How Ferritin Is Reported in Australia
Australian labs report ferritin in micrograms per litre (µg/L) — numerically the same as the ng/mL you may see internationally. There is no single national reference interval; each lab sets its own, and the figure printed next to your result is the one that matters.
Normal Ferritin Range
| Group | Typical ferritin reference range (µg/L) |
|---|---|
| Adult men | ~30–300 |
| Women (pre-menopause) | ~15–200 |
| Women (post-menopause) | ~30–300 |
Women of reproductive age sit lower on average because of monthly menstrual blood loss. One important nuance: many Australian GPs treat a ferritin below about 30 µg/L as iron deficient even when it is technically "within range", because symptoms often appear well before ferritin falls to the very bottom of the interval.
What a Low Ferritin Means
Low ferritin means your iron stores are depleted — iron deficiency, the most common nutritional deficiency in Australia. It can cause fatigue, breathlessness on exertion, hair loss, brittle nails, restless legs and poor concentration, and it often appears before full iron-deficiency anaemia shows on your FBC. Common causes include:
- Heavy or frequent menstrual periods.
- Pregnancy and breastfeeding.
- A diet low in absorbable iron (including some plant-based diets).
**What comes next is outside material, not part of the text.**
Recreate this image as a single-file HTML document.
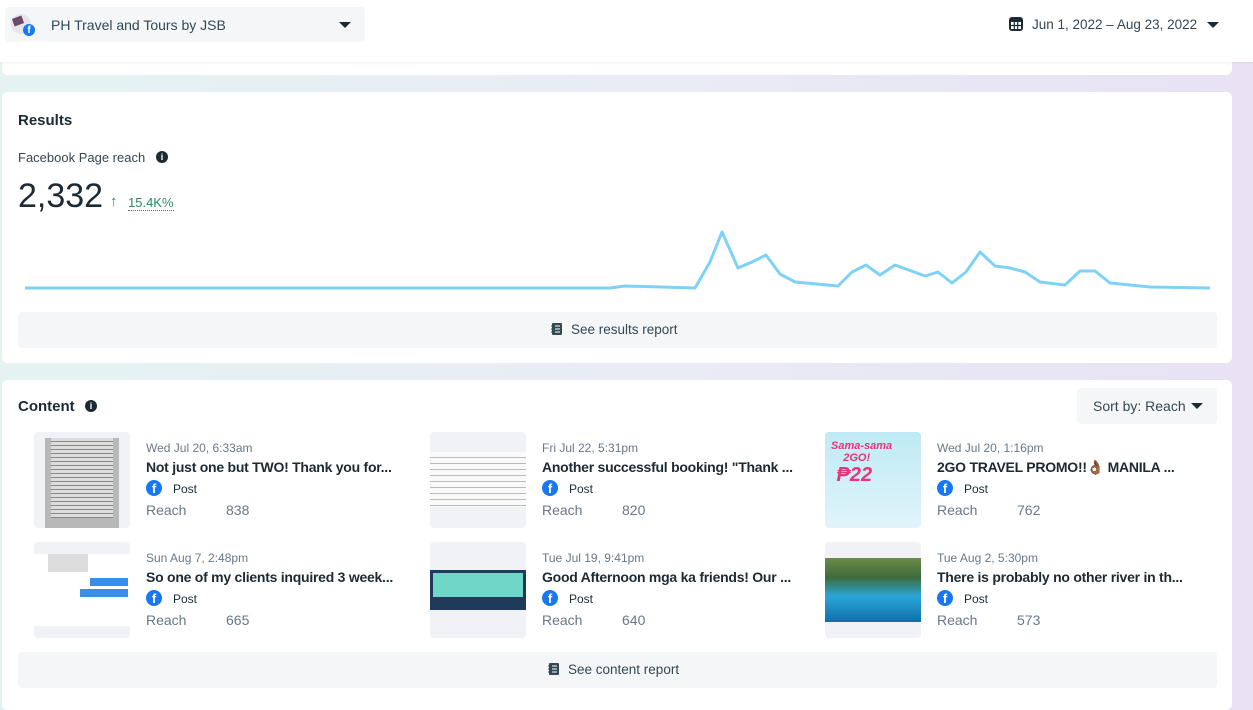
<!DOCTYPE html>
<html><head><meta charset="utf-8"><style>
*{margin:0;padding:0;box-sizing:border-box}
body{width:1253px;height:700px;overflow:hidden;font-family:"Liberation Sans",sans-serif;color:#1c2b33;background:linear-gradient(90deg,#e4f3f2 0%,#e9ecf5 50%,#e8e2f4 100%);position:relative}
.abs{position:absolute}
.hdr{left:0;top:0;width:1253px;height:62px;background:#fff;box-shadow:0 1px 2px rgba(0,0,0,.06)}
.card{background:#fff;border-radius:6px}
.btn{background:#f5f6f7;border-radius:4px}
.tri{width:0;height:0;border-left:6px solid transparent;border-right:6px solid transparent;border-top:6px solid #1c2b33}
.thumb{width:96px;height:96px;background:#f0f2f5;border-radius:4px;overflow:hidden}
.date{font-size:12px;color:#67788a}
.ttl{font-size:14px;font-weight:bold;color:#1c2b33;letter-spacing:-0.25px}
.post{font-size:12px;color:#1c2b33}
.reach{font-size:14px;color:#67788a}
.fb{width:16px;height:16px;border-radius:50%;background:#1877f2;color:#fff;font-weight:bold;font-size:13px;line-height:18px;text-align:center;overflow:hidden}
</style></head><body>
<div class="abs card" style="left:2px;top:40px;width:1230px;height:35px;border-radius:0 0 6px 6px"></div>
<div class="abs hdr"></div>
<div class="abs btn" style="left:5px;top:7px;width:360px;height:35px"></div>
<div class="abs" style="left:11px;top:14px;width:20px;height:20px;border-radius:50%;background:#e8e4ec"></div>
<div class="abs" style="left:13px;top:17px;width:10px;height:8px;background:#6b4a6a;transform:rotate(-20deg)"></div>
<div class="abs fb" style="left:23px;top:24px;width:12px;height:12px;font-size:10px;line-height:13px">f</div>
<div class="abs" style="left:51px;top:17px;font-size:14px;color:#344854">PH Travel and Tours by JSB</div>
<div class="abs tri" style="left:339px;top:22px"></div>
<svg class="abs" style="left:1008px;top:16px" width="16" height="16" viewBox="0 0 16 16"><rect x="1" y="1" width="14" height="14" rx="3" fill="#1c2b33"/><rect x="3" y="6" width="10" height="7" fill="#fff"/><path d="M3 9.5h10M6.3 6v7M9.7 6v7" stroke="#1c2b33" stroke-width="1.2"/></svg>
<div class="abs" style="left:1032px;top:17px;font-size:13.5px;color:#344854">Jun 1, 2022 – Aug 23, 2022</div>
<div class="abs tri" style="left:1207px;top:22px"></div>

<div class="abs card" style="left:2px;top:92px;width:1230px;height:271px"></div>
<div class="abs" style="left:18px;top:112px;font-size:15px;font-weight:bold">Results</div>
<div class="abs" style="left:18px;top:150px;font-size:13px;color:#344854">Facebook Page reach</div>
<div class="abs" style="left:156px;top:151px;width:12px;height:12px;border-radius:50%;background:#1c2b33;color:#fff;font-size:9px;font-weight:bold;text-align:center;line-height:12px">i</div>
<div class="abs" style="left:18px;top:177px;font-size:34px;color:#1c2b33">2,332</div>
<div class="abs" style="left:110px;top:193px;font-size:15px;color:#2a8a5e">↑</div>
<div class="abs" style="left:128px;top:196px;font-size:13px;color:#2a8a5e;border-bottom:1px dotted #2a8a5e;line-height:14px">15.4K%</div>
<svg class="abs" style="left:0;top:0" width="1253" height="320"><polyline fill="none" stroke="#7fd1f6" stroke-width="3" stroke-linejoin="round" points="25,288 610,288 625,286 695,288 710,262 722,232 738,268 752,262 766,255 780,274 795,282 838,286 852,272 866,265 880,275 895,265 925,276 938,272 952,283 966,272 980,252 995,266 1010,268 1025,272 1040,282 1065,285 1080,271 1095,271 1110,283 1150,287 1210,288"/></svg>
<div class="abs btn" style="left:18px;top:312px;width:1199px;height:36px"></div>
<svg class="abs" style="left:551px;top:323px" width="11" height="12" viewBox="0 0 11 12"><rect x="1" y="0" width="10" height="12" rx="1" fill="#344854"/><path d="M4 3h5M4 6h5M4 9h5" stroke="#fff"/><path d="M0 3h2M0 6h2M0 9h2" stroke="#344854"/></svg>
<div class="abs" style="left:571px;top:322px;font-size:13.5px;color:#344854">See results report</div>

<div class="abs card" style="left:2px;top:380px;width:1230px;height:330px"></div>
<div class="abs" style="left:18px;top:398px;font-size:15px;font-weight:bold">Content</div>
<div class="abs" style="left:85px;top:400px;width:12px;height:12px;border-radius:50%;background:#1c2b33;color:#fff;font-size:9px;font-weight:bold;text-align:center;line-height:12px">i</div>
<div class="abs btn" style="left:1077px;top:388px;width:140px;height:36px"></div>
<div class="abs" style="left:1093px;top:398px;font-size:14px;color:#344854">Sort by: Reach</div>
<div class="abs tri" style="left:1191px;top:403px"></div>

<div class="abs thumb" style="left:34px;top:432px"><div style="margin-left:11px;width:74px;height:96px;background:#b8b8b8"><div style="margin:6px;width:62px;height:80px;background:repeating-linear-gradient(#ddd 0 3px,#888 3px 4px)"></div></div></div>
<div class="abs thumb" style="left:430px;top:432px"><div style="margin-top:20px;height:55px;background:repeating-linear-gradient(#fafafa 0 5px,#bbb 5px 6px)"></div></div>
<div class="abs thumb" style="left:825px;top:432px"><div style="height:96px;background:linear-gradient(#bfeaf5,#e0f4fa)"><div style="padding:8px 0 0 6px;color:#e8357a;font-weight:bold;font-size:11px;font-style:italic">Sama-sama<br>&nbsp;&nbsp;&nbsp;&nbsp;2GO!<br><span style="font-size:20px">&nbsp;₱22</span></div></div></div>
<div class="abs thumb" style="left:34px;top:542px"><div style="margin-top:12px;height:72px;background:#fff"><div style="margin:6px 0 0 14px;width:40px;height:18px;background:#ddd"></div><div style="margin:6px 0 0 56px;width:38px;height:8px;background:#3b8de6"></div><div style="margin:3px 0 0 46px;width:48px;height:8px;background:#3b8de6"></div></div></div>
<div class="abs thumb" style="left:430px;top:542px"><div style="margin-top:28px;height:40px;background:#1f3a5a;padding:3px"><div style="height:24px;background:#6fd6c8"></div></div></div>
<div class="abs thumb" style="left:825px;top:542px"><div style="margin-top:16px;height:64px;background:linear-gradient(#6b8a4a 0,#3d6b3a 30%,#2aa6d8 60%,#0f6ea8 100%)"></div></div>

<div class="abs" style="left:146px;top:441px"><div class="date">Wed Jul 20, 6:33am</div><div class="ttl" style="margin-top:4px">Not just one but TWO! Thank you for...</div></div>
<div class="abs" style="left:542px;top:441px"><div class="date">Fri Jul 22, 5:31pm</div><div class="ttl" style="margin-top:4px">Another successful booking! "Thank ...</div></div>
<div class="abs" style="left:937px;top:441px"><div class="date">Wed Jul 20, 1:16pm</div><div class="ttl" style="margin-top:4px">2GO TRAVEL PROMO!!👌🏾 MANILA ...</div></div>
<div class="abs" style="left:146px;top:551px"><div class="date">Sun Aug 7, 2:48pm</div><div class="ttl" style="margin-top:4px">So one of my clients inquired 3 week...</div></div>
<div class="abs" style="left:542px;top:551px"><div class="date">Tue Jul 19, 9:41pm</div><div class="ttl" style="margin-top:4px">Good Afternoon mga ka friends! Our ...</div></div>
<div class="abs" style="left:937px;top:551px"><div class="date">Tue Aug 2, 5:30pm</div><div class="ttl" style="margin-top:4px">There is probably no other river in th...</div></div>

<div class="abs fb" style="left:146px;top:480px">f</div><div class="abs post" style="left:173px;top:482px">Post</div>
<div class="abs fb" style="left:542px;top:480px">f</div><div class="abs post" style="left:569px;top:482px">Post</div>
<div class="abs fb" style="left:937px;top:480px">f</div><div class="abs post" style="left:964px;top:482px">Post</div>
<div class="abs fb" style="left:146px;top:590px">f</div><div class="abs post" style="left:173px;top:592px">Post</div>
<div class="abs fb" style="left:542px;top:590px">f</div><div class="abs post" style="left:569px;top:592px">Post</div>
<div class="abs fb" style="left:937px;top:590px">f</div><div class="abs post" style="left:964px;top:592px">Post</div>

<div class="abs reach" style="left:146px;top:502px">Reach</div><div class="abs reach" style="left:226px;top:502px">838</div>
<div class="abs reach" style="left:542px;top:502px">Reach</div><div class="abs reach" style="left:622px;top:502px">820</div>
<div class="abs reach" style="left:937px;top:502px">Reach</div><div class="abs reach" style="left:1017px;top:502px">762</div>
<div class="abs reach" style="left:146px;top:612px">Reach</div><div class="abs reach" style="left:226px;top:612px">665</div>
<div class="abs reach" style="left:542px;top:612px">Reach</div><div class="abs reach" style="left:622px;top:612px">640</div>
<div class="abs reach" style="left:937px;top:612px">Reach</div><div class="abs reach" style="left:1017px;top:612px">573</div>

<div class="abs btn" style="left:18px;top:652px;width:1199px;height:36px"></div>
<svg class="abs" style="left:548px;top:663px" width="11" height="12" viewBox="0 0 11 12"><rect x="1" y="0" width="10" height="12" rx="1" fill="#344854"/><path d="M4 3h5M4 6h5M4 9h5" stroke="#fff"/><path d="M0 3h2M0 6h2M0 9h2" stroke="#344854"/></svg>
<div class="abs" style="left:568px;top:662px;font-size:13.5px;color:#344854">See content report</div>
</body></html>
- Gastrointestinal blood loss — ulcers or bowel conditions, which is why unexplained iron deficiency in men and post-menopausal women is always worth investigating.
- Malabsorption, such as undiagnosed coeliac disease.
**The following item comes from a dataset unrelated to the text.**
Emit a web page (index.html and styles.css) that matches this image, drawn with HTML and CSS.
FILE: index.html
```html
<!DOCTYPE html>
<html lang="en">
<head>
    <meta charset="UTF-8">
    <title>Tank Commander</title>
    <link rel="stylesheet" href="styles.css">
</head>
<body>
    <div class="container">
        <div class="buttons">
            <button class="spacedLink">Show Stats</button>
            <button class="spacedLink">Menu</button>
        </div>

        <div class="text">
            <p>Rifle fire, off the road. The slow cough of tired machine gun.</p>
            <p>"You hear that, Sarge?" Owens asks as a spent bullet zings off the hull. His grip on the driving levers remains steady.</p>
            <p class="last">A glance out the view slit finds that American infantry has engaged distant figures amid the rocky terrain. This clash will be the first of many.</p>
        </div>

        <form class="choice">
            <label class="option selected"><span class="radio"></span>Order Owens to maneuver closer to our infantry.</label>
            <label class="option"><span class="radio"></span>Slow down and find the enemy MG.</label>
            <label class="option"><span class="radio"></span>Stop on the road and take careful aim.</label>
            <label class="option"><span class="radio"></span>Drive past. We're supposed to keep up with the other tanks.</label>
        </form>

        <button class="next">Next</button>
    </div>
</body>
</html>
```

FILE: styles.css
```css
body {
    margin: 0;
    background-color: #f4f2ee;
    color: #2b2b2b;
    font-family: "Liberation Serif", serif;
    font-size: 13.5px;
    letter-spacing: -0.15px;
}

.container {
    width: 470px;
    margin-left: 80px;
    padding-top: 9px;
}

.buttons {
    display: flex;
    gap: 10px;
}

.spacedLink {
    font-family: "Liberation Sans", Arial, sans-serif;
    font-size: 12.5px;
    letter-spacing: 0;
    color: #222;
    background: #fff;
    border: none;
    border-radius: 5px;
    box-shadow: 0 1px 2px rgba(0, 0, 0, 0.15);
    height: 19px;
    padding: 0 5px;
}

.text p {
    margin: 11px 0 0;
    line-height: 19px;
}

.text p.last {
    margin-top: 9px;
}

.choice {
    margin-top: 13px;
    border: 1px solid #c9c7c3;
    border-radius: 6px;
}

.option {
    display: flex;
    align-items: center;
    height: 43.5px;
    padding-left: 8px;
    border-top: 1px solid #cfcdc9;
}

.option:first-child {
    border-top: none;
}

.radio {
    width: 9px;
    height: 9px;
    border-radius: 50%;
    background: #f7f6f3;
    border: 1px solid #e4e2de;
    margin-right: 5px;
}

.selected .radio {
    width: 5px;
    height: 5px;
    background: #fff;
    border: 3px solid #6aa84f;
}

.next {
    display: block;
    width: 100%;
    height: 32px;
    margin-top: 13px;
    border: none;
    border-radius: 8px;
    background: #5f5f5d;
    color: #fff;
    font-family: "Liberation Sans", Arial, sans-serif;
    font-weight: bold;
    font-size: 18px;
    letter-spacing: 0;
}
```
For the difference between low iron stores and full-blown anaemia, see our guide to iron deficiency without anaemia.
What a High Ferritin Means
A high ferritin is trickier, because it is not always iron overload. The causes split into two groups:
- True iron overload — most often hereditary haemochromatosis, a genetic condition that is relatively common in Australians of northern European descent, or repeated blood transfusions.
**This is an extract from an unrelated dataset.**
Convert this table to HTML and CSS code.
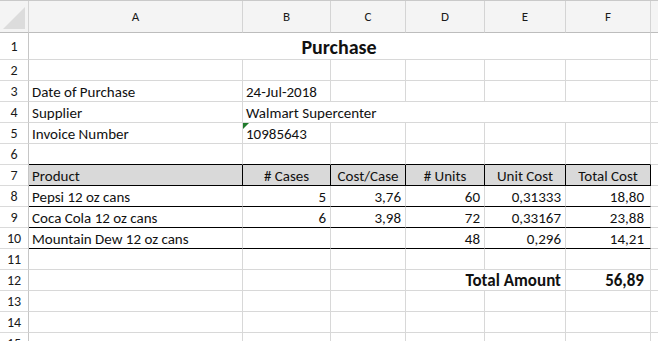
FILE: index.html
```html
<!DOCTYPE html>
<html>
<head>
<meta charset="utf-8">
<link rel="stylesheet" href="styles.css">
</head>
<body>
<div class="sheet">
  <!-- column header row -->
  <div class="corner"><span class="tri"></span></div>
  <div class="ch">A</div><div class="ch">B</div><div class="ch">C</div><div class="ch">D</div><div class="ch">E</div><div class="ch">F</div><div class="ch last"></div>

  <!-- row 1 -->
  <div class="rh">1</div>
  <div class="c title span6">Purchase</div>
  <div class="c g"></div>

  <!-- row 2 -->
  <div class="rh">2</div>
  <div class="c"></div><div class="c"></div><div class="c"></div><div class="c"></div><div class="c"></div><div class="c"></div><div class="c g"></div>

  <!-- row 3 -->
  <div class="rh">3</div>
  <div class="c">Date of Purchase</div><div class="c">24-Jul-2018</div><div class="c"></div><div class="c"></div><div class="c"></div><div class="c"></div><div class="c g"></div>

  <!-- row 4 -->
  <div class="rh">4</div>
  <div class="c">Supplier</div><div class="c span5">Walmart Supercenter</div><div class="c g"></div>

  <!-- row 5 -->
  <div class="rh">5</div>
  <div class="c">Invoice Number</div><div class="c flag">10985643</div><div class="c"></div><div class="c"></div><div class="c"></div><div class="c"></div><div class="c g"></div>

  <!-- row 6 -->
  <div class="rh">6</div>
  <div class="c bb"></div><div class="c bb"></div><div class="c bb"></div><div class="c bb"></div><div class="c bb"></div><div class="c bb"></div><div class="c g"></div>

  <!-- row 7 -->
  <div class="rh">7</div>
  <div class="c th">Product</div><div class="c th ctr">#&nbsp;Cases</div><div class="c th ctr">Cost/Case</div><div class="c th ctr">#&nbsp;Units</div><div class="c th ctr">Unit Cost</div><div class="c th ctr">Total Cost</div><div class="c g"></div>

  <!-- row 8 -->
  <div class="rh">8</div>
  <div class="c bb">Pepsi 12 oz cans</div><div class="c bb num">5</div><div class="c bb num">3,76</div><div class="c bb num">60</div><div class="c bb num">0,31333</div><div class="c bb num f">18,80</div><div class="c g"></div>

  <!-- row 9 -->
  <div class="rh">9</div>
  <div class="c bb">Coca Cola 12 oz cans</div><div class="c bb num">6</div><div class="c bb num">3,98</div><div class="c bb num">72</div><div class="c bb num">0,33167</div><div class="c bb num f">23,88</div><div class="c g"></div>

  <!-- row 10 -->
  <div class="rh">10</div>
  <div class="c bb">Mountain Dew 12 oz cans</div><div class="c bb num"></div><div class="c bb num"></div><div class="c bb num">48</div><div class="c bb num">0,296</div><div class="c bb num f">14,21</div><div class="c g"></div>

  <!-- row 11 -->
  <div class="rh">11</div>
  <div class="c"></div><div class="c"></div><div class="c"></div><div class="c"></div><div class="c"></div><div class="c"></div><div class="c g"></div>

  <!-- row 12 -->
  <div class="rh">12</div>
  <div class="c"></div><div class="c"></div><div class="c"></div><div class="c span2 num bold">Total Amount</div><div class="c num f bold">56,89</div><div class="c g"></div>

  <!-- row 13 -->
  <div class="rh">13</div>
  <div class="c"></div><div class="c"></div><div class="c"></div><div class="c"></div><div class="c"></div><div class="c"></div><div class="c g"></div>

  <!-- row 14 -->
  <div class="rh">14</div>
  <div class="c"></div><div class="c"></div><div class="c"></div><div class="c"></div><div class="c"></div><div class="c"></div><div class="c g"></div>

  <!-- row 15 -->
  <div class="rh">15</div>
  <div class="c"></div><div class="c"></div><div class="c"></div><div class="c"></div><div class="c"></div><div class="c"></div><div class="c g"></div>
</div>
</body>
</html>
```

FILE: styles.css
```css
html, body {
  margin: 0;
  padding: 0;
  background: #ffffff;
  overflow: hidden;
}

.sheet {
  display: grid;
  grid-template-columns: 29px 214px 88px 75px 79px 81px 85px 1fr;
  grid-template-rows: 32px 27px repeat(14, 21px);
  width: 658px;
  font-family: Carlito, Calibri, Lato, "Liberation Sans", sans-serif;
  font-size: 15px;
  color: #111111;
  border-top: 1px solid #c9c9c9;
  box-sizing: border-box;
}

.corner {
  position: relative;
  background: #f4f4f4;
  border-right: 1px solid #d4d4d4;
  border-bottom: 1px solid #bdbdbd;
}

.tri {
  position: absolute;
  right: 3px;
  bottom: 3px;
  width: 0;
  height: 0;
  border-left: 22px solid transparent;
  border-bottom: 22px solid #dcdcdc;
}

.ch {
  background: #f4f4f4;
  border-right: 1px solid #d4d4d4;
  border-bottom: 1px solid #bdbdbd;
  display: flex;
  align-items: center;
  justify-content: center;
  font-size: 13px;
  color: #1a1a1a;
}

.ch.last {
  border-right: none;
}

.rh {
  background: #ffffff;
  border-right: 1px solid #c6c6c6;
  border-bottom: 1px solid #dadada;
  display: flex;
  align-items: center;
  justify-content: center;
  font-size: 14px;
  color: #1a1a1a;
}

.c {
  position: relative;
  border-right: 1px solid #d8d8d8;
  border-bottom: 1px solid #d8d8d8;
  display: flex;
  align-items: center;
  padding: 1px 4px 0 3px;
  white-space: nowrap;
  min-width: 0;
}

.c.g {
  border-right: none;
}

.span6 { grid-column: span 6; }
.span5 { grid-column: span 5; }
.span2 { grid-column: span 2; }

.title {
  justify-content: center;
  font-weight: bold;
  font-size: 20px;
}

.bb {
  border-bottom-color: #000000;
}

.th {
  background: #d9d9d9;
  border-right-color: #000000;
  border-bottom-color: #000000;
}

.ctr {
  justify-content: center;
  padding-left: 0;
  padding-right: 0;
}

.num {
  justify-content: flex-end;
}

.num.f {
  padding-right: 6px;
}

.bold {
  font-weight: bold;
  font-size: 17px;
}

.flag::before {
  content: "";
  position: absolute;
  left: 0;
  top: 0;
  width: 0;
  height: 0;
  border-top: 6px solid #1f7a2c;
  border-right: 6px solid transparent;
}
```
- Ferritin as an "acute-phase reactant" — ferritin rises with inflammation, infection, liver disease, heavy alcohol use, fatty liver and metabolic syndrome, and some cancers, completely independent of how much iron you have.
This is why a high ferritin is read alongside transferrin saturation and a marker of inflammation such as CRP. High ferritin with a high transferrin saturation points toward iron overload; high ferritin with a normal saturation more often reflects inflammation. A persistently high, unexplained ferritin should be followed up with your GP, who may arrange haemochromatosis (HFE gene) testing.
When You Need a Ferritin Test
- You have symptoms of iron deficiency, or your FBC suggests an iron problem.
- You are pregnant, have heavy periods, donate blood regularly, or follow a vegetarian or vegan diet.
- You have a family history of haemochromatosis or previously high iron.
- You are monitoring the response to iron treatment.
Will Medicare Cover a Ferritin Test?
Yes, when there is a clinical reason and a GP referral. Ferritin is usually requested as part of iron studies, which Australian pathology providers bulk-bill in most cases, so you typically pay nothing out of pocket. Tests you request yourself without a referral may attract a fee.
How to Track Your Ferritin Over Time
Ferritin responds slowly to treatment — iron stores can take months to rebuild — so the trend across several tests tells you far more than any single reading. Charting ferritin alongside your FBC is the clearest way to see whether iron treatment is working or whether stores are drifting down again. You can keep every result in one place with BloodTrack.
This guide is general information for an Australian audience and is not a substitute for personal medical advice. Reference ranges vary between laboratories — always read your result against your own lab's printed range, and discuss any abnormal result with your GP.